Might I suggest a weekly blog-column, OLCC? I want to know what the commissioners‘ favorite drinks are.

9 replies on “OLCC Launches a Blog”

  1. Sir:

    The OLCC starting a blog is especially good news for the average Mercury blogger, and bad news for the Mercury now that the illiteratti have a more suitable venue for what passes for wit and wisdom.

    I imagine an electronic stampede of sots and simpletons leaving the mercury blog and joining a blog where ignorance, poor grammar and spelling and humor-less comments will reign. Hopefully, this will include the editorial staff.

    “I want to know what the commissioners’ favorite drinks are.”

    “Ha, ha,” sayeth I. The author certainly must have been up nights working up that cherry pit. How do you live with yourself? How has Hollywood missed your brilliance? Have you thought of moving there?

    I remain your humble servant,

    Jacomus

  2. I wasn’t trying to be funny, Jacomus. I literally want to know what Phillip D. Lang drinks. He seems like a scotch on the rocks kind of guy. Or a teetotaler.

  3. Sir:

    What a bureaucrat imbibes is of little interest to anyone of taste. At best Mr. Lang attended some second or third tier school, took a job with state government because private industry had little or no interest in his skills and abilities, he likely has a little under the table financial action going, and is counting the days until he can retire at the expense of the taxpayer.

    He can drink turpentine for all it matters.

    Why concern yourself?

    Any real story is where Mr. Lang obtains his funds for that vacation home in Aspen and the gasoline to drive his SUV there and back on weekends.

    I remain your humble servant,

    Jacomus

  4. Mz. Ruiz,

    Let me put it another way.

    1. To be effective either in journalism or in parody, one must be cynical to the point of paranoia.

    2. To be effective either in journalism or in parody, one must understand there are only two reasons a person does anything: He or she wants something, usually money, or, is afraid of losing something, usually money, or a combination of both. Maslov’s theories on motivation were intended to sell books and make his reputation, hence his grandiose theory that merely obfuscates the obvious.

    3. All politics, all bureaucratic posturing, all corporate public relations are based on smoke and mirrors designed to misdirect the audience’s attention in the same way a magician misdirects attention away from the trick. It is all smoke and mirrors designed to draw the eye away from that they wish to hide.

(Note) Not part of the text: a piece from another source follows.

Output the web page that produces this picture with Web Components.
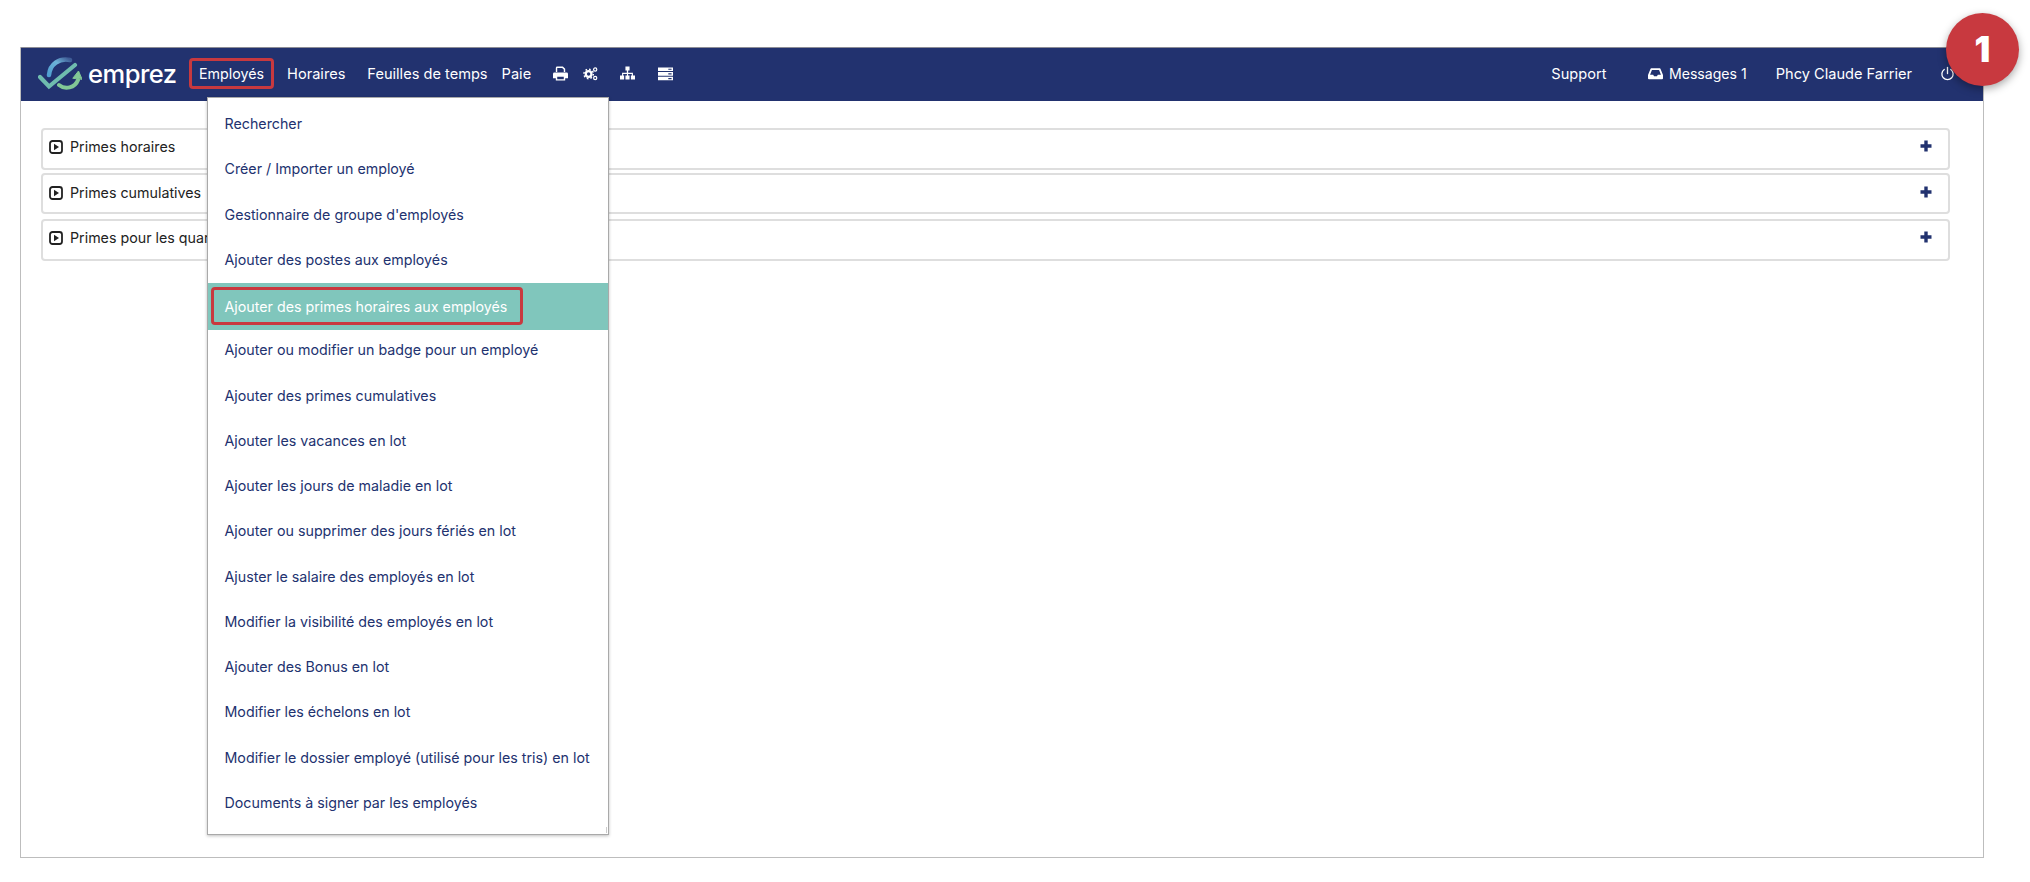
<!DOCTYPE html>
<html lang="fr"><head><meta charset="utf-8"><title>Emprez</title>
<style>
html,body{margin:0;background:#fff}
body{font:14.25px Inter,"Liberation Sans",sans-serif;color:#22326f;padding:47px 46px 0 20px;box-sizing:border-box;height:882px;overflow:hidden;position:relative}
</style></head><body>
<app-frame>
<app-nav>
  <emprez-logo slot="logo"></emprez-logo>
  <nav-link slot="left" boxed>Employés</nav-link>
  <nav-link slot="left" style="margin-left:13px">Horaires</nav-link>
  <nav-link slot="left" style="margin-left:22px">Feuilles de temps</nav-link>
  <nav-link slot="left" style="margin-left:14px">Paie</nav-link>
  <nav-icon slot="left" name="print" style="margin-left:22px"></nav-icon>
  <nav-icon slot="left" name="gears" style="margin-left:15px"></nav-icon>
  <nav-icon slot="left" name="sitemap" style="margin-left:22px"></nav-icon>
  <nav-icon slot="left" name="server" style="margin-left:23px"></nav-icon>
  <nav-link slot="right">Support</nav-link>
  <nav-icon slot="right" name="inbox" style="margin-left:41.500px"></nav-icon>
  <nav-link slot="right" style="margin-left:6px;font-size:14.1px">Messages 1</nav-link>
  <nav-link slot="right" style="margin-left:29px">Phcy Claude Farrier</nav-link>
  <nav-icon slot="right" name="power" style="margin-left:28px"></nav-icon>
</app-nav>
<main-panel>
  <accordion-row style="height:42px">Primes horaires</accordion-row>
  <accordion-row style="height:41px;margin-top:3px;padding-top:8px">Primes cumulatives</accordion-row>
  <accordion-row style="height:42px;margin-top:5px">Primes pour les quarts</accordion-row>
</main-panel>
<drop-menu>
  <menu-item>Rechercher</menu-item>
  <menu-item>Créer / Importer un employé</menu-item>
  <menu-item>Gestionnaire de groupe d'employés</menu-item>
  <menu-item>Ajouter des postes aux employés</menu-item>
  <menu-item active>Ajouter des primes horaires aux employés</menu-item>
  <menu-item>Ajouter ou modifier un badge pour un employé</menu-item>
  <menu-item>Ajouter des primes cumulatives</menu-item>
  <menu-item>Ajouter les vacances en lot</menu-item>
  <menu-item>Ajouter les jours de maladie en lot</menu-item>
  <menu-item>Ajouter ou supprimer des jours fériés en lot</menu-item>
  <menu-item>Ajuster le salaire des employés en lot</menu-item>
  <menu-item>Modifier la visibilité des employés en lot</menu-item>
  <menu-item>Ajouter des Bonus en lot</menu-item>
  <menu-item>Modifier les échelons en lot</menu-item>
  <menu-item>Modifier le dossier employé (utilisé pour les tris) en lot</menu-item>
  <menu-item>Documents à signer par les employés</menu-item>
</drop-menu>
</app-frame>
<step-badge>1</step-badge>
<script>
function def(name,html){
  customElements.define(name,class extends HTMLElement{
    constructor(){super();this.attachShadow({mode:'open'}).innerHTML=typeof html==='function'?html(this):html;}
  });
}
def('app-frame',`<style>:host{display:flex;flex-direction:column;height:811px;border:1px solid #bdbdbd;border-top:0;box-sizing:border-box;position:relative;background:#fff}</style><slot></slot>`);
def('app-nav',`<style>:host{display:flex;align-items:center;height:54px;flex:none;background:#22326f;color:#fff;padding:0 28px 2px 17px;border-top:1px solid #8d8d96;box-sizing:border-box}
.l,.r{display:flex;align-items:center}.l{margin-left:9px}.r{margin-left:auto}</style><slot name="logo"></slot><div class="l"><slot name="left"></slot></div><div class="r"><slot name="right"></slot></div>`);
def('emprez-logo',`<style>:host{display:flex;align-items:center;width:142px;height:52px;color:#fff}
svg{display:block;flex:none}span{font:500 25.5px/1 Inter,sans-serif;margin-left:6px;letter-spacing:-.5px;position:relative;top:0}</style>
<svg width="44" height="34" viewBox="0 0 44 34" fill="none" stroke-linecap="round">
<defs><linearGradient id="b" x1="0" y1="1" x2="1" y2="0"><stop offset="0" stop-color="#4f9fd0"/><stop offset=".6" stop-color="#6db3d8"/><stop offset="1" stop-color="#3f5c96"/></linearGradient></defs>
<path d="M11 18C12 7 21 1 32 3" stroke="url(#b)" stroke-width="4.500"/>
<path d="M2 20l9 9.500L37 8" stroke="#6fbcae" stroke-width="4.200"/>
<path d="M21 28c6 5 16 3 19-5" stroke="#82c796" stroke-width="4"/>
<path d="M35 21l5.500-7 3.500 8z" fill="#82c796" stroke="#82c796" stroke-width="1"/>
</svg><span>emprez</span>`);
def('nav-link',`<style>:host{display:inline-flex;align-items:center;height:31px;font-size:14.6px;color:#fff;white-space:nowrap;box-sizing:border-box}
:host([boxed]){border:3px solid #c8393f;border-radius:4px;padding:0 7px;font-size:14.25px}</style><slot></slot>`);
const icons={
print:'<path fill="#fff" d="M3 6V1.500A1.500 1.500 0 0 1 4.500 0h6L13 2.500V6h-1.500V3.200L9.800 1.500H4.500V6zM1.500 6.500h13A1.500 1.500 0 0 1 16 8v4.500h-3V15H3v-2.500H0V8a1.500 1.500 0 0 1 1.500-1.500zM4.500 11v2.500h7V11z"/>',
gears:'<g fill="none" stroke="#fff"><circle cx="6" cy="8" r="3" stroke-width="2.400"/><circle cx="6" cy="8" r="5" stroke-width="1.600" stroke-dasharray="1.800 2.100"/><circle cx="13" cy="3.200" r="1.700" stroke-width="1.300"/><circle cx="13" cy="12.300" r="1.700" stroke-width="1.300"/></g>',
sitemap:'<path fill="#fff" d="M5.800 0h4.400v4.400H8.700v2.400h5.100v2.800H16V14h-4.400V9.600h1V8H8.600v1.600h1.600V14H5.800V9.600h1.600V8H3.400v1.600h1V14H0V9.600h2.200V6.800h5.100V4.400H5.800z"/>',
server:'<path fill="#fff" fill-rule="evenodd" d="M0 1h16v3.800H0zM11 2.300v1.200h3.500V2.300zM0 6h16v3.800H0zM11 7.300v1.200h3.500V7.300zM0 11h16v3.800H0zM11 12.300v1.200h3.500v-1.200z"/>',
inbox:'<path fill="#fff" fill-rule="evenodd" d="M3.500 2h9a1 1 0 0 1 .9.600L16 9v3.500a1 1 0 0 1-1 1H1a1 1 0 0 1-1-1V9l2.600-6.400a1 1 0 0 1 .9-.6zM4.200 3.800 2.200 8.700h3.300l1 1.800h3l1-1.800h3.300l-2-4.900z"/>',
power:'<g fill="none" stroke="#fff" stroke-width="1.400" stroke-linecap="round"><path d="M8 1v6.500"/><path d="M4.500 3.200a6 6 0 1 0 7 0"/></g>'};
def('nav-icon',h=>`<style>:host{display:inline-flex;align-items:center}svg{display:block}</style><svg width="15" height="15" viewBox="0 0 16 15">${icons[h.getAttribute('name')]}</svg>`);
def('main-panel',`<style>:host{display:block;padding:27px 33px 0 20px;flex:1}</style><slot></slot>`);
def('accordion-row',`<style>:host{display:flex;align-items:flex-start;box-sizing:border-box;border:2px solid #dedede;border-radius:4px;color:#222;padding:7px 16px 0 6px;background:#fff;line-height:20px}
svg{flex:none;margin:3px 7px 0 0}</style>
<svg width="14" height="14" viewBox="0 0 14 14"><rect x="1" y="1" width="12" height="12" rx="2.500" fill="none" stroke="#222" stroke-width="1.800"/><path d="M5 3.800v6.400L10 7z" fill="#222"/></svg><span><slot></slot></span>
<svg width="12" height="12" viewBox="0 0 12 12" style="margin:3px 0 0 auto"><path d="M6 .5v11M.5 6h11" stroke="#22326f" stroke-width="3.400"/></svg>`);
def('drop-menu',`<style>:host{position:absolute;left:186px;top:50px;width:402px;height:738px;box-sizing:border-box;background:#fff;border:1px solid #a9a9a9;box-shadow:0 1px 3px rgba(0,0,0,.25);padding:3px 0 0;display:block}
.g{position:absolute;right:1px;bottom:1px;width:4px;height:6px;border-right:1px solid #ccc}</style><slot></slot><div class="g"></div>`);
def('menu-item',`<style>:host{display:flex;align-items:center;height:45.25px;padding-left:16.500px;color:#22326f;white-space:nowrap;position:relative}
:host([active]){background:#80c6bc;color:#fff;height:47px;margin:1px 0 -2.750px;padding-bottom:1px;box-sizing:border-box}
:host([active])::before{content:"";position:absolute;left:3px;top:4px;width:312px;height:38px;box-sizing:border-box;border:3px solid #c8393f;border-radius:4px}</style><slot></slot>`);
def('step-badge',`<style>:host{position:absolute;left:1946px;top:13px;width:73px;height:73px;border-radius:50%;background:#c8393f;color:#fff;display:flex;align-items:center;justify-content:center;font:900 35px/1 Inter,sans-serif;box-shadow:0 3px 8px rgba(0,0,0,.35)}</style><slot></slot>`);
</script>
</body></html>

    Any journalist or parodist of merit knows this, so immediately looks beyond the distraction to what the magician is trying to hide. By parroting back press release you are helping hide what is going on in the background, to hide that which you, especially, are paid to expose.

    Why does a state agency need a blog? How does a blog help the agency do its job? Aren’t there better uses for this money and staff time elsewhere? Who stands to gain from this action? What, to be blunt, is in it for them? Remember, people only do things for one of two reasons — they want something, usually money, or they are afraid of losing something, usually money, or some combination of the two.

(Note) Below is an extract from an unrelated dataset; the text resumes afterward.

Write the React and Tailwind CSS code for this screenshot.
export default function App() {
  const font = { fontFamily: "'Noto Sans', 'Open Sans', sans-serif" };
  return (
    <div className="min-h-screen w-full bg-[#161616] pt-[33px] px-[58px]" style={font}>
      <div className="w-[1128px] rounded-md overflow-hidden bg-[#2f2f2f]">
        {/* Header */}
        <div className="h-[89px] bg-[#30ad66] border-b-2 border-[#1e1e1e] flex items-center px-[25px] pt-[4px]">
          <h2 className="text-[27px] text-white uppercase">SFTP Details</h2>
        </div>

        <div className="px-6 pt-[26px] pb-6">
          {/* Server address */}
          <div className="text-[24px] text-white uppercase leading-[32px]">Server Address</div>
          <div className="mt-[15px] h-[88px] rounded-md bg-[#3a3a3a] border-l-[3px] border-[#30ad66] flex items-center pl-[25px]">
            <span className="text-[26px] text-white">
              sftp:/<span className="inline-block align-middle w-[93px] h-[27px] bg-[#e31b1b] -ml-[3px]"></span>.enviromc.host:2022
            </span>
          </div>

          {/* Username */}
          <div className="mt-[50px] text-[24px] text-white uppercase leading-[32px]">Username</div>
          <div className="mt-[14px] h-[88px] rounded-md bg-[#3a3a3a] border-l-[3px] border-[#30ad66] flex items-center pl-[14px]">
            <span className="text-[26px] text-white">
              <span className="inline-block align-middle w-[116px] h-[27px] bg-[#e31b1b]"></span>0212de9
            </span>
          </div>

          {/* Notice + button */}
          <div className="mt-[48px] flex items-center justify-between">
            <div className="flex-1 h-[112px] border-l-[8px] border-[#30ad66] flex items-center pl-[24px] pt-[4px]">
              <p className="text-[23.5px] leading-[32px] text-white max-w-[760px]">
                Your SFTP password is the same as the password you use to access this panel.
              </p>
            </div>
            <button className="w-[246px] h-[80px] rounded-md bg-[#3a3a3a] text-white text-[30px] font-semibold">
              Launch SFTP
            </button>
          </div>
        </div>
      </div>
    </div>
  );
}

    Now, rumor has it that the Mercury is a humor rag and not a newspaper of record such as the Oregonian, Willamette Week or the (shudder) Portland Tribune.

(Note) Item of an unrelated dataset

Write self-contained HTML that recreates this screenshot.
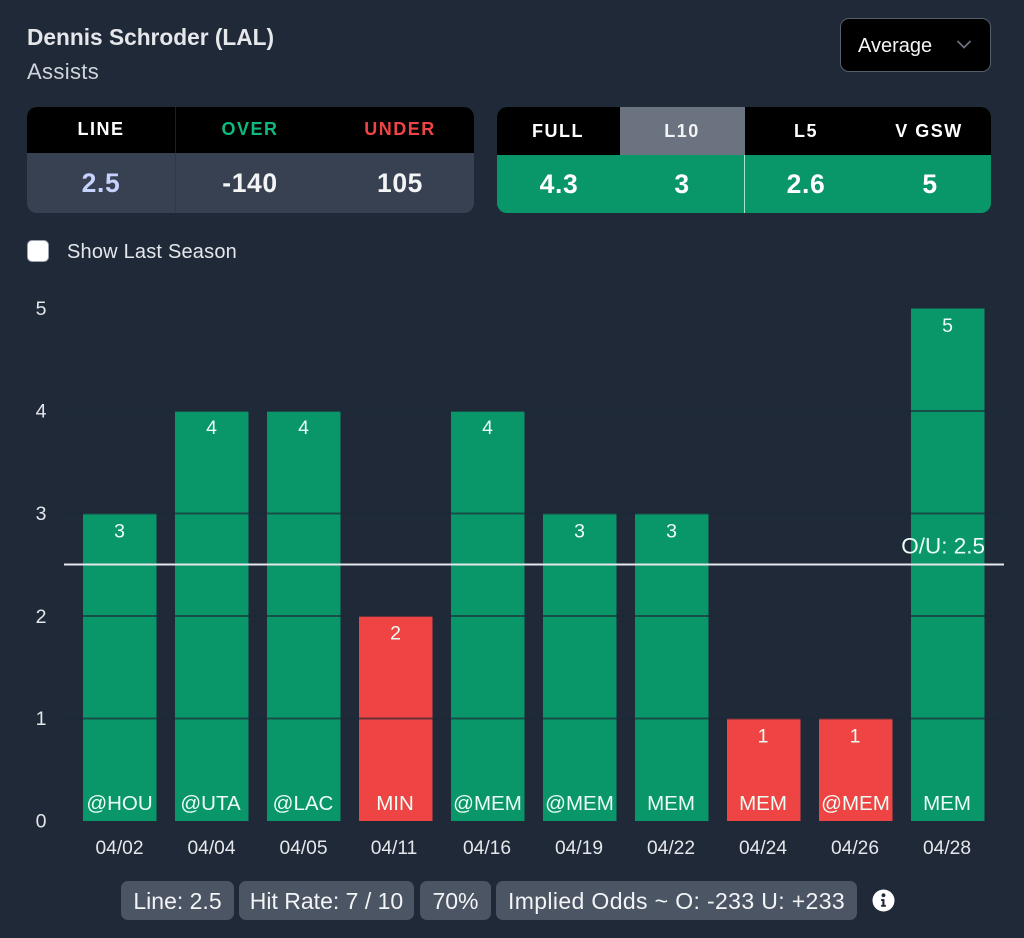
<!DOCTYPE html>
<html><head><meta charset="utf-8">
<style>
html,body{margin:0;padding:0;background:#1f2937;}
#p{position:relative;width:1024px;height:938px;overflow:hidden;background:#1f2937;font-family:"Liberation Sans",sans-serif;color:#fff;}
.a{position:absolute;white-space:nowrap;}
.c{position:absolute;white-space:nowrap;text-align:center;transform:translateX(-50%);}
.h{font-weight:700;font-size:18px;line-height:20px;letter-spacing:1.5px;}
.v{font-weight:700;font-size:26.5px;line-height:28px;letter-spacing:.6px;}
.pill{position:absolute;top:881px;height:39px;background:#4b5563;border-radius:7px;font-size:23px;line-height:40px;text-align:center;color:#f3f4f6;white-space:nowrap;}
svg text{font-family:"Liberation Sans",sans-serif;}
</style></head><body><div id="p">

<div class="a" style="left:27px;top:24px;font-weight:700;font-size:22.7px;line-height:26px;color:#e5e7eb;">Dennis Schroder (LAL)</div>
<div class="a" style="left:27px;top:59px;font-size:22px;line-height:26px;color:#d1d5db;letter-spacing:.35px;">Assists</div>

<div class="a" style="left:840px;top:18px;width:149px;height:52px;background:#000;border:1.5px solid #565e6b;border-radius:9px;"></div>
<div class="a" style="left:858px;top:34px;font-size:20px;line-height:24px;color:#f3f4f6;">Average</div>
<svg class="a" style="left:955px;top:38px" width="18" height="14" viewBox="0 0 18 14"><path d="M2.500 3L9 9.500L15.500 3" fill="none" stroke="#6b7280" stroke-width="1.800"/></svg>

<!-- left table -->
<div class="a" style="left:27px;top:107px;width:447px;height:106px;border-radius:10px;overflow:hidden;background:#374151;">
  <div class="a" style="left:0;top:0;width:447px;height:46px;background:#000;"></div>
  <div class="a" style="left:148px;top:0;width:1px;height:46px;background:#1c1f24;"></div>
  <div class="a" style="left:148px;top:46px;width:1px;height:60px;background:#2e3846;"></div>
</div>
<div class="c h" style="left:101px;top:119px;">LINE</div>
<div class="c h" style="left:250px;top:119px;color:#10b981;">OVER</div>
<div class="c h" style="left:400px;top:119px;color:#ef4444;">UNDER</div>
<div class="c v" style="left:101px;top:169px;color:#c7d2fe;">2.5</div>
<div class="c v" style="left:250px;top:169px;color:#f3f4f6;">-140</div>
<div class="c v" style="left:400px;top:169px;color:#f3f4f6;">105</div>

<!-- right table -->
<div class="a" style="left:497px;top:107px;width:494px;height:106px;border-radius:10px;overflow:hidden;background:#099669;">
  <div class="a" style="left:0;top:0;width:494px;height:48px;background:#000;"></div>
  <div class="a" style="left:123px;top:0;width:125px;height:48px;background:#6b7280;"></div>
  <div class="a" style="left:247px;top:48px;width:1px;height:58px;background:#a7e3cd;"></div>
</div>
<div class="c h" style="left:558px;top:121px;">FULL</div>
<div class="c h" style="left:682px;top:121px;color:#f3f4f6;">L10</div>
<div class="c h" style="left:806px;top:121px;">L5</div>
<div class="c h" style="left:929px;top:121px;">V GSW</div>
<div class="c v" style="left:559px;top:170px;">4.3</div>
<div class="c v" style="left:682px;top:170px;">3</div>
<div class="c v" style="left:806px;top:170px;">2.6</div>
<div class="c v" style="left:930px;top:170px;">5</div>

<!-- checkbox -->
<div class="a" style="left:27px;top:240px;width:20px;height:20px;background:#fff;border:1.5px solid #9ca3af;border-radius:5px;"></div>
<div class="a" style="left:67px;top:240px;font-size:20px;line-height:24px;color:#e5e7eb;letter-spacing:.2px;">Show Last Season</div>

<!-- chart -->
<svg class="a" style="left:0;top:0" width="1024" height="938" viewBox="0 0 1024 938">
  <g fill="#099669">
    <rect x="83" y="513.500" width="73.500" height="307.500"/>
    <rect x="175" y="411" width="73.500" height="410"/>
    <rect x="267" y="411" width="73.500" height="410"/>
    <rect x="451" y="411" width="73.500" height="410"/>
    <rect x="543" y="513.500" width="73.500" height="307.500"/>
    <rect x="635" y="513.500" width="73.500" height="307.500"/>
    <rect x="911" y="308.500" width="73.500" height="512.500"/>
  </g>
  <g fill="#ef4444">
    <rect x="359" y="616" width="73.500" height="205"/>
    <rect x="727" y="718.500" width="73.500" height="102.500"/>
    <rect x="819" y="718.500" width="73.500" height="102.500"/>
  </g>
  <g stroke="#1f2937" stroke-opacity=".65" stroke-width="2">
    <line x1="64" x2="1004" y1="718.500" y2="718.500"/>
    <line x1="64" x2="1004" y1="616" y2="616"/>
    <line x1="64" x2="1004" y1="513.500" y2="513.500"/>
    <line x1="64" x2="1004" y1="411" y2="411"/>
  </g>
  <line x1="64" x2="1004" y1="564.500" y2="564.500" stroke="#e5e7eb" stroke-width="2"/>

  <g fill="#e5e7eb" font-size="19.500" text-anchor="middle">
    <text x="41" y="827.500">0</text>
    <text x="41" y="725">1</text>
    <text x="41" y="623">2</text>
    <text x="41" y="520">3</text>
    <text x="41" y="417.500">4</text>
    <text x="41" y="315">5</text>
  </g>
  <g fill="#e5e7eb" font-size="19.200" text-anchor="middle">
    <text x="119.500" y="854">04/02</text>
    <text x="211.500" y="854">04/04</text>
    <text x="303.500" y="854">04/05</text>
    <text x="394" y="854">04/11</text>
    <text x="487" y="854">04/16</text>
    <text x="579" y="854">04/19</text>
    <text x="671" y="854">04/22</text>
    <text x="763" y="854">04/24</text>
    <text x="855" y="854">04/26</text>
    <text x="947" y="854">04/28</text>
  </g>
  <g fill="#ecfdf5" font-size="19.500" text-anchor="middle">
    <text x="119.500" y="537.500">3</text>
    <text x="211.500" y="434">4</text>
    <text x="303.500" y="434">4</text>
    <text x="395.500" y="639.500">2</text>
    <text x="487.500" y="434">4</text>
    <text x="579.500" y="537.500">3</text>
    <text x="671.500" y="537.500">3</text>
    <text x="763" y="742.500">1</text>
    <text x="855" y="742.500">1</text>
    <text x="947.500" y="332">5</text>
  </g>
  <g fill="#ecfdf5" font-size="20.500" text-anchor="middle">
    <text x="119.500" y="810">@HOU</text>
    <text x="210.500" y="810">@UTA</text>
    <text x="303" y="810">@LAC</text>
    <text x="395" y="810">MIN</text>
    <text x="487.500" y="810">@MEM</text>
    <text x="579.500" y="810">@MEM</text>
    <text x="671" y="810">MEM</text>
    <text x="763" y="810">MEM</text>
    <text x="855.500" y="810">@MEM</text>
    <text x="947" y="810">MEM</text>
  </g>
  <text x="985" y="553.500" text-anchor="end" font-size="22.500" fill="#ecfdf5">O/U: 2.5</text>
</svg>

<!-- pills -->
<div class="pill" style="left:121px;width:113px;">Line: 2.5</div>
<div class="pill" style="left:239px;width:175px;">Hit Rate: 7 / 10</div>
<div class="pill" style="left:420px;width:71px;">70%</div>
<div class="pill" style="left:496px;width:361px;letter-spacing:.37px;">Implied Odds ~ O: -233 U: +233</div>
<svg class="a" style="left:872px;top:889px" width="23" height="23" viewBox="0 0 24 24">
  <circle cx="12" cy="12" r="11.500" fill="#fff"/>
  <circle cx="12" cy="6.500" r="2" fill="#1f2937"/>
  <path d="M9.500 10.500H13V16.500H14.500V18.500H9.500V16.500H10.800V12.500H9.500Z" fill="#1f2937"/>
</svg>

</div></body></html>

    From experience, the staff of a humor rag will take the self-serving public pronouncements of a bureaucrat such as “isn’t it cool, we’ve set up a blog” and “hang the bastard on his own petard.”

    My first reaction upon reading your piece was to ask, why the hell is some two-bit petty bureaucrat spending my tax money on something so asinine, and why the hell aren’t you, the parodist, running his furry ass up the mainmast where it belongs?

    This, I am afraid, is the main flaw of the Mercury. It neither fish, nor fowl. In a way, it is only foul.

    Other than one smart-ass columnist, one decent cartoonist and a sex-addict in print, there is nothing to the Mercury more than pablum for padding and advertising. I have read this paper from week one, and find little to recommend it.

    There is a great tradition of publications for the Mercury to emulate. The Harvard Lampoon and its spinoff, The National Lampoon, though sadly now defunct. The Onion. The first newspaper in Oregon, circa 1843, was a satirical publication named the Flumgugeon Gazette, and it poked and prodded the early power brokers, making fun of them all. The Gazette predates the Oregonian by a good decade.

    To start with, your staff needs to decide where it stands. If straight journalism is your goal, then pursue it, by all means, and stop publishing press releases without vetting them. Find out what the bastards are up to and go after them.

    If parody and humor is your goal, then for God’s sake, pursue this worthwhile goal as if you are care about it and not for them. Are you afraid of them? Do they have something on you you’re afraid they’ll disclose? Are they holding your children hostage? No? Then prick their God-damned bubbles and show them for the flawed human beings they are. And it pisses them off then maybe they won’t make the same dumb-assed move again. That is the purpose of satire and parody, after all.

    But you cannot do both, for by trying to do so, you do neither.

    As far as Mr. Lang and his blog are concerned, I’d like to know why the OLCC needs such a thing. For the life of me, I see no practical purpose for such a waste of resources. And if they’re not hiding something, then they are simply stupid, and, this, too, needs be exposed.

    To be good at humor, you must be a cynic and with a mean need for exposing people’s pretensions. You can’t be nice and funny, they are contradictions in terms.

    To be good at journalism, as a professor at Columbia J School once said, you must have a fire in your belly and a massive distrust of what you are told and an unquenchable thirst for the simple truth no matter who it hurts. Or, destroys.

    If all you do is reprint press releases, you must ask yourself if you have the fire either to be a journalist or a parodist.

    Please excuse my excessive zeal and passion. These are matters my author cares deeply about.